Supplied material:
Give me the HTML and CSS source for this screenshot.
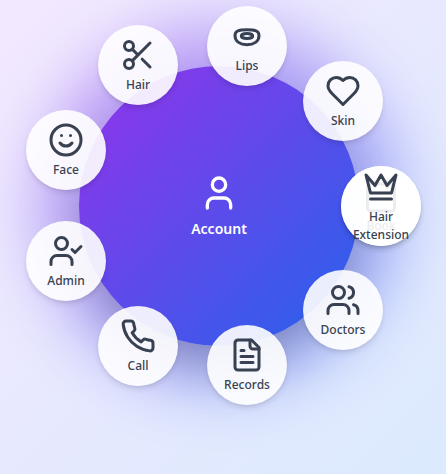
---
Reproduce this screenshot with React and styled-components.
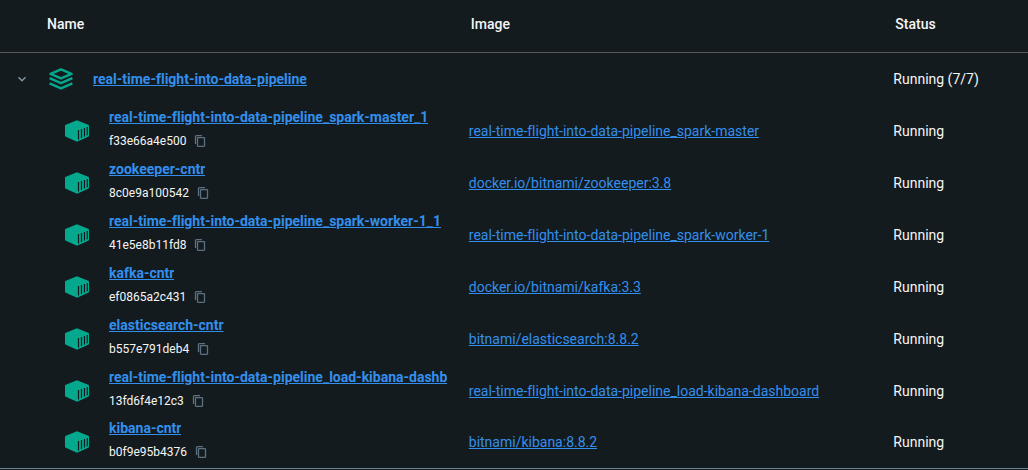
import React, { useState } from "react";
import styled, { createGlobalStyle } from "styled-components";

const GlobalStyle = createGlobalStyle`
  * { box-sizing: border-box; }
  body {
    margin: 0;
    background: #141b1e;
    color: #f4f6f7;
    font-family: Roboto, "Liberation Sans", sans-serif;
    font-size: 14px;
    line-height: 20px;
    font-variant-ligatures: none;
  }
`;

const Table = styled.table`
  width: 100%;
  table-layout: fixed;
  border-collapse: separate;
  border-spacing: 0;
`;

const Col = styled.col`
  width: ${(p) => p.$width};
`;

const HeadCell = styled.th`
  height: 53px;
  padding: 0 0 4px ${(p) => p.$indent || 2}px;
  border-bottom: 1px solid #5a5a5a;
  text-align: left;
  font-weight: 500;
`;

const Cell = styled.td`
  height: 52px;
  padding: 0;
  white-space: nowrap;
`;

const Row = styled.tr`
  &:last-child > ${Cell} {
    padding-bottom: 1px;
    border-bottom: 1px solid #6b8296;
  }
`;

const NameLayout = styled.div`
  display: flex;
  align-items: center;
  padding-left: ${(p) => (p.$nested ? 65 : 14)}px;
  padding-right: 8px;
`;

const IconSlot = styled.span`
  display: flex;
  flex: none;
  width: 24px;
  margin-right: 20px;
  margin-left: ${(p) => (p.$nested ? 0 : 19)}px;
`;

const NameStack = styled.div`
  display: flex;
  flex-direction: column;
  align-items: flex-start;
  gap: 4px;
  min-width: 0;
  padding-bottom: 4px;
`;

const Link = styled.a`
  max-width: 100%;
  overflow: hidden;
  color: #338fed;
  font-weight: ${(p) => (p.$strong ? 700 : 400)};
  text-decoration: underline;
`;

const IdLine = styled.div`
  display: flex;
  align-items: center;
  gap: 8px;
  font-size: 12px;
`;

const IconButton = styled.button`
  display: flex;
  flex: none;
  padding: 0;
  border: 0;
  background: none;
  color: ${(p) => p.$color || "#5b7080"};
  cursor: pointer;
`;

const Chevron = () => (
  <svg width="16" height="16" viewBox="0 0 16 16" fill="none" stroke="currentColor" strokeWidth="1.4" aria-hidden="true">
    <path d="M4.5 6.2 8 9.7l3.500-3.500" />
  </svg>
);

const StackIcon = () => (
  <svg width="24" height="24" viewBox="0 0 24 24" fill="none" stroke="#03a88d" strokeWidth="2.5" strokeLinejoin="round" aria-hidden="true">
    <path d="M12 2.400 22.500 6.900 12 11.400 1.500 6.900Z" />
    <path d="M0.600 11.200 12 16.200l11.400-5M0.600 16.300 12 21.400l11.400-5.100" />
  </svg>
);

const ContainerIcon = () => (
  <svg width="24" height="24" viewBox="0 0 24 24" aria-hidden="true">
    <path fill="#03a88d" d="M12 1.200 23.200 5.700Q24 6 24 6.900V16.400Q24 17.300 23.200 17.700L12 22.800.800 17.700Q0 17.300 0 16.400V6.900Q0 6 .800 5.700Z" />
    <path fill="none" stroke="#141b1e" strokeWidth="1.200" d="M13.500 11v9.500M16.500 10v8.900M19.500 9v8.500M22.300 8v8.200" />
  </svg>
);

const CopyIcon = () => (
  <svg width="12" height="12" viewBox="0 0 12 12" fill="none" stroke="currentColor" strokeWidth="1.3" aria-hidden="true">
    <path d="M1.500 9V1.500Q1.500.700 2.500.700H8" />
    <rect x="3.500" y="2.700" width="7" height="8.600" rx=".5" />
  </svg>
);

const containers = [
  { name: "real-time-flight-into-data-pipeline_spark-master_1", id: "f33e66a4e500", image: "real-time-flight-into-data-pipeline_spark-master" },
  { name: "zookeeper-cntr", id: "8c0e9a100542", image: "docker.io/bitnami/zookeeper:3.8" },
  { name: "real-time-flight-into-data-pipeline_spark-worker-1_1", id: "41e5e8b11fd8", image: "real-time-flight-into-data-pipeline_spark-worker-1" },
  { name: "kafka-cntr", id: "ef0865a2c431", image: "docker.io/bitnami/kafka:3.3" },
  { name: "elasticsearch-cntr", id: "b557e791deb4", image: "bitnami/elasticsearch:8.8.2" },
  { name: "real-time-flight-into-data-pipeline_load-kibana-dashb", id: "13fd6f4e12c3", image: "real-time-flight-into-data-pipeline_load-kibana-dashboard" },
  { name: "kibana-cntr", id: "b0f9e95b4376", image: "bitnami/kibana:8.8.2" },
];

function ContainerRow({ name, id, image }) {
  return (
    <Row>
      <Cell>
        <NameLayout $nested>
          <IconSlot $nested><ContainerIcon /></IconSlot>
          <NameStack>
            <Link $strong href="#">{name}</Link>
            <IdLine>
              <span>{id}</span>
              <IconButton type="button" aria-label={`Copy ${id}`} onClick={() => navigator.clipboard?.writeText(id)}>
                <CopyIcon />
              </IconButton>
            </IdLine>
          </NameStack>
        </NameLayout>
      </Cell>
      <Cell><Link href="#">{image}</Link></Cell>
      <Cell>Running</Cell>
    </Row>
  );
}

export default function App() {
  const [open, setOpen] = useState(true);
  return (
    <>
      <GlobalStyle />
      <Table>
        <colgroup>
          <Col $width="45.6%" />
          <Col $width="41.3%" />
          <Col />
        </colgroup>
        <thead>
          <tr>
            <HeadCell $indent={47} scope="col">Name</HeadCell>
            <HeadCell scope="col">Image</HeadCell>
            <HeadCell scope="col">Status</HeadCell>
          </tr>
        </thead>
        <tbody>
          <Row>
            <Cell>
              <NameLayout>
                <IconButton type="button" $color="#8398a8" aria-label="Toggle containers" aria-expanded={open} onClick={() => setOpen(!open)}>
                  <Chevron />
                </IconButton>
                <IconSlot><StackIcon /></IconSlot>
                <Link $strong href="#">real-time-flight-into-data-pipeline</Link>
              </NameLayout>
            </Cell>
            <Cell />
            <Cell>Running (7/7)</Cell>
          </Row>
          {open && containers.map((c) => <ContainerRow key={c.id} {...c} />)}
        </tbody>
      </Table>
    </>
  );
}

Given instruction: Single out each line of the records above with the string "components" in it, and copy it.

Solution for this problem:
Reproduce this screenshot with React and styled-components.
import styled, { createGlobalStyle } from "styled-components";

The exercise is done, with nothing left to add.